Transcribe the listing exactly, leaving out every picture.

* Interface markup and scripts:
▬▬▬▬▬▬

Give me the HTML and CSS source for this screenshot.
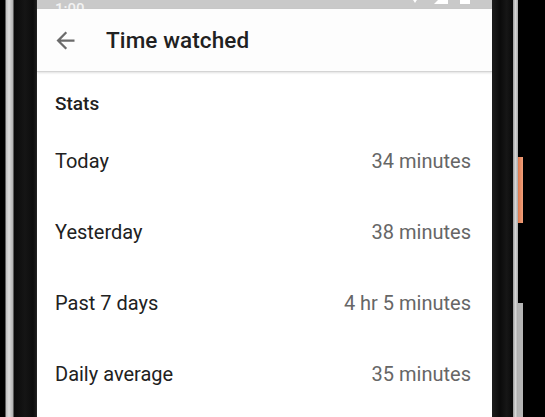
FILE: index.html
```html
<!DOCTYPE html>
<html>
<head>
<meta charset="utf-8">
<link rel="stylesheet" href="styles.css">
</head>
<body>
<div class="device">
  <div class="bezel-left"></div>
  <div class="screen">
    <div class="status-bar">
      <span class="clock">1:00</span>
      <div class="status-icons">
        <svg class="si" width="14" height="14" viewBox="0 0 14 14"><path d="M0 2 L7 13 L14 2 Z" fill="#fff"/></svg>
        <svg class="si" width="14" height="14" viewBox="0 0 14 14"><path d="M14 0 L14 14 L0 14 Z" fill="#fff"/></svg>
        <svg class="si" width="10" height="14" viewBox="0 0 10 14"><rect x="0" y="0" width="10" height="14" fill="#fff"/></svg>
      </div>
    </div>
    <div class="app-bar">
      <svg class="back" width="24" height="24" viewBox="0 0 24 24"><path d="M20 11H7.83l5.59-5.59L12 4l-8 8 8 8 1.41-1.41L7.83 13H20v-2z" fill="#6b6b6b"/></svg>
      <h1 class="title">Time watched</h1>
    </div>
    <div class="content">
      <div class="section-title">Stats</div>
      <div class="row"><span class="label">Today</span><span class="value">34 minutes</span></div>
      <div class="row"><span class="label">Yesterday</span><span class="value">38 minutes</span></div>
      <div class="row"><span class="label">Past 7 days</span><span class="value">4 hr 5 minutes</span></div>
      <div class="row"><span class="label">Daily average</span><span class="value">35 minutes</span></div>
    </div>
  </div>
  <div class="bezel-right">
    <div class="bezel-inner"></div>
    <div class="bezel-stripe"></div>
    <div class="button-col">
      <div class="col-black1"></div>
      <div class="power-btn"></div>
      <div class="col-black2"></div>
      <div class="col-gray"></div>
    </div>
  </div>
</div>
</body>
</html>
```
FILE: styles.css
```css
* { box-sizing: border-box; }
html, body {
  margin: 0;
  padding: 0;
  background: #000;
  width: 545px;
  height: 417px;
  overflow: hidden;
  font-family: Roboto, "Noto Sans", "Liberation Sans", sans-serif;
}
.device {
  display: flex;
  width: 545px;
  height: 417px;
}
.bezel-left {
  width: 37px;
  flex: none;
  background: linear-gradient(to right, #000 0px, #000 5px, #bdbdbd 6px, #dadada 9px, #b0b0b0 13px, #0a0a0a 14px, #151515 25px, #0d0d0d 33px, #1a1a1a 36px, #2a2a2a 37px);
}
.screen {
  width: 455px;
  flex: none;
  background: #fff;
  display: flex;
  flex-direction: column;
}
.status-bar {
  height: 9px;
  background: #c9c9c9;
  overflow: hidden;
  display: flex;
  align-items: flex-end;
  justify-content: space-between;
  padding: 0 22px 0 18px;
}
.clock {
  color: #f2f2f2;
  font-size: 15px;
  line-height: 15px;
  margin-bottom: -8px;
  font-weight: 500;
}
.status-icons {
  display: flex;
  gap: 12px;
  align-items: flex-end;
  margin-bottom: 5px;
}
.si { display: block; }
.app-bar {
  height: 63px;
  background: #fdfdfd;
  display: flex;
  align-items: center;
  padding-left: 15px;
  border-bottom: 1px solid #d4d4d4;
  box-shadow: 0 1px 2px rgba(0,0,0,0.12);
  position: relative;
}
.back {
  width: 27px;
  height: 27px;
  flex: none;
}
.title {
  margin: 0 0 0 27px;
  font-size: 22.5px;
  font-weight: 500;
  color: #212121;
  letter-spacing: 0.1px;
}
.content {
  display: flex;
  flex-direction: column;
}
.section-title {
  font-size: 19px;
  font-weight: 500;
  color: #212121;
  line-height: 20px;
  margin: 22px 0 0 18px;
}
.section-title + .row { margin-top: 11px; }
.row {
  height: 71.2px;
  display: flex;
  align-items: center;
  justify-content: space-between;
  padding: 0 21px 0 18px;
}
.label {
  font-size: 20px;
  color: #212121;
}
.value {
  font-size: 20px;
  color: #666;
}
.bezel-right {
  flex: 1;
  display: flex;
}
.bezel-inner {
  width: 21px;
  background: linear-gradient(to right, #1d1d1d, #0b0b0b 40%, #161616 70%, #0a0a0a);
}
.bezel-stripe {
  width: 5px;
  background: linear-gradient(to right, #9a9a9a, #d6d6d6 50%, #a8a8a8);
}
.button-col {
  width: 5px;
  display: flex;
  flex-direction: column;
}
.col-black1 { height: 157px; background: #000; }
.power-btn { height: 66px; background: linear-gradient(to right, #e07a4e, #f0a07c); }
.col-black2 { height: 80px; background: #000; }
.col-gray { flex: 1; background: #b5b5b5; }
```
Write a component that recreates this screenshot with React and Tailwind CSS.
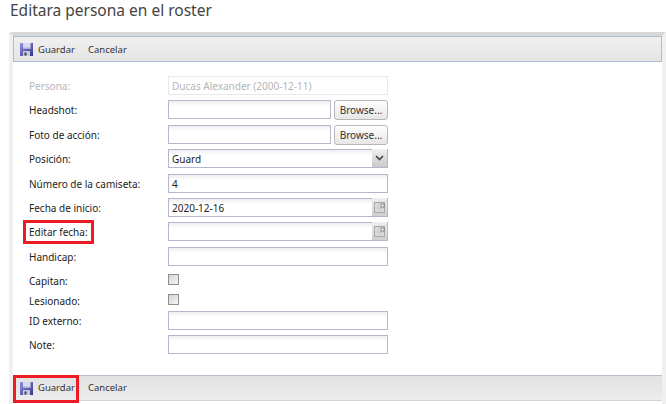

▬▬▬▬▬▬

* The completed task:
Give me the HTML and CSS source for this screenshot.
FILE: index.html
```html
<!DOCTYPE html>
<html>
<head>
<meta charset="utf-8">
<link rel="stylesheet" href="styles.css">
</head>
<body>
<div class="device">
  <div class="bezel-left"></div>
  <div class="screen">
    <div class="status-bar">
      <span class="clock">1:00</span>
      <div class="status-icons">
        <svg class="si" width="14" height="14" viewBox="0 0 14 14"><path d="M0 2 L7 13 L14 2 Z" fill="#fff"/></svg>
        <svg class="si" width="14" height="14" viewBox="0 0 14 14"><path d="M14 0 L14 14 L0 14 Z" fill="#fff"/></svg>
        <svg class="si" width="10" height="14" viewBox="0 0 10 14"><rect x="0" y="0" width="10" height="14" fill="#fff"/></svg>
      </div>
    </div>
    <div class="app-bar">
      <svg class="back" width="24" height="24" viewBox="0 0 24 24"><path d="M20 11H7.83l5.59-5.59L12 4l-8 8 8 8 1.41-1.41L7.83 13H20v-2z" fill="#6b6b6b"/></svg>
      <h1 class="title">Time watched</h1>
    </div>
    <div class="content">
      <div class="section-title">Stats</div>
      <div class="row"><span class="label">Today</span><span class="value">34 minutes</span></div>
      <div class="row"><span class="label">Yesterday</span><span class="value">38 minutes</span></div>
      <div class="row"><span class="label">Past 7 days</span><span class="value">4 hr 5 minutes</span></div>
      <div class="row"><span class="label">Daily average</span><span class="value">35 minutes</span></div>
    </div>
  </div>
  <div class="bezel-right">
    <div class="bezel-inner"></div>
    <div class="bezel-stripe"></div>
    <div class="button-col">
      <div class="col-black1"></div>
      <div class="power-btn"></div>
      <div class="col-black2"></div>
      <div class="col-gray"></div>
    </div>
  </div>
</div>
</body>
</html>
```
FILE: styles.css
```css
* { box-sizing: border-box; }
html, body {
  margin: 0;
  padding: 0;
  background: #000;
  width: 545px;
  height: 417px;
  overflow: hidden;
  font-family: Roboto, "Noto Sans", "Liberation Sans", sans-serif;
}
.device {
  display: flex;
  width: 545px;
  height: 417px;
}
.bezel-left {
  width: 37px;
  flex: none;
  background: linear-gradient(to right, #000 0px, #000 5px, #bdbdbd 6px, #dadada 9px, #b0b0b0 13px, #0a0a0a 14px, #151515 25px, #0d0d0d 33px, #1a1a1a 36px, #2a2a2a 37px);
}
.screen {
  width: 455px;
  flex: none;
  background: #fff;
  display: flex;
  flex-direction: column;
}
.status-bar {
  height: 9px;
  background: #c9c9c9;
  overflow: hidden;
  display: flex;
  align-items: flex-end;
  justify-content: space-between;
  padding: 0 22px 0 18px;
}
.clock {
  color: #f2f2f2;
  font-size: 15px;
  line-height: 15px;
  margin-bottom: -8px;
  font-weight: 500;
}
.status-icons {
  display: flex;
  gap: 12px;
  align-items: flex-end;
  margin-bottom: 5px;
}
.si { display: block; }
.app-bar {
  height: 63px;
  background: #fdfdfd;
  display: flex;
  align-items: center;
  padding-left: 15px;
  border-bottom: 1px solid #d4d4d4;
  box-shadow: 0 1px 2px rgba(0,0,0,0.12);
  position: relative;
}
.back {
  width: 27px;
  height: 27px;
  flex: none;
}
.title {
  margin: 0 0 0 27px;
  font-size: 22.5px;
  font-weight: 500;
  color: #212121;
  letter-spacing: 0.1px;
}
.content {
  display: flex;
  flex-direction: column;
}
.section-title {
  font-size: 19px;
  font-weight: 500;
  color: #212121;
  line-height: 20px;
  margin: 22px 0 0 18px;
}
.section-title + .row { margin-top: 11px; }
.row {
  height: 71.2px;
  display: flex;
  align-items: center;
  justify-content: space-between;
  padding: 0 21px 0 18px;
}
.label {
  font-size: 20px;
  color: #212121;
}
.value {
  font-size: 20px;
  color: #666;
}
.bezel-right {
  flex: 1;
  display: flex;
}
.bezel-inner {
  width: 21px;
  background: linear-gradient(to right, #1d1d1d, #0b0b0b 40%, #161616 70%, #0a0a0a);
}
.bezel-stripe {
  width: 5px;
  background: linear-gradient(to right, #9a9a9a, #d6d6d6 50%, #a8a8a8);
}
.button-col {
  width: 5px;
  display: flex;
  flex-direction: column;
}
.col-black1 { height: 157px; background: #000; }
.power-btn { height: 66px; background: linear-gradient(to right, #e07a4e, #f0a07c); }
.col-black2 { height: 80px; background: #000; }
.col-gray { flex: 1; background: #b5b5b5; }
```
Write a component that recreates this screenshot with React and Tailwind CSS.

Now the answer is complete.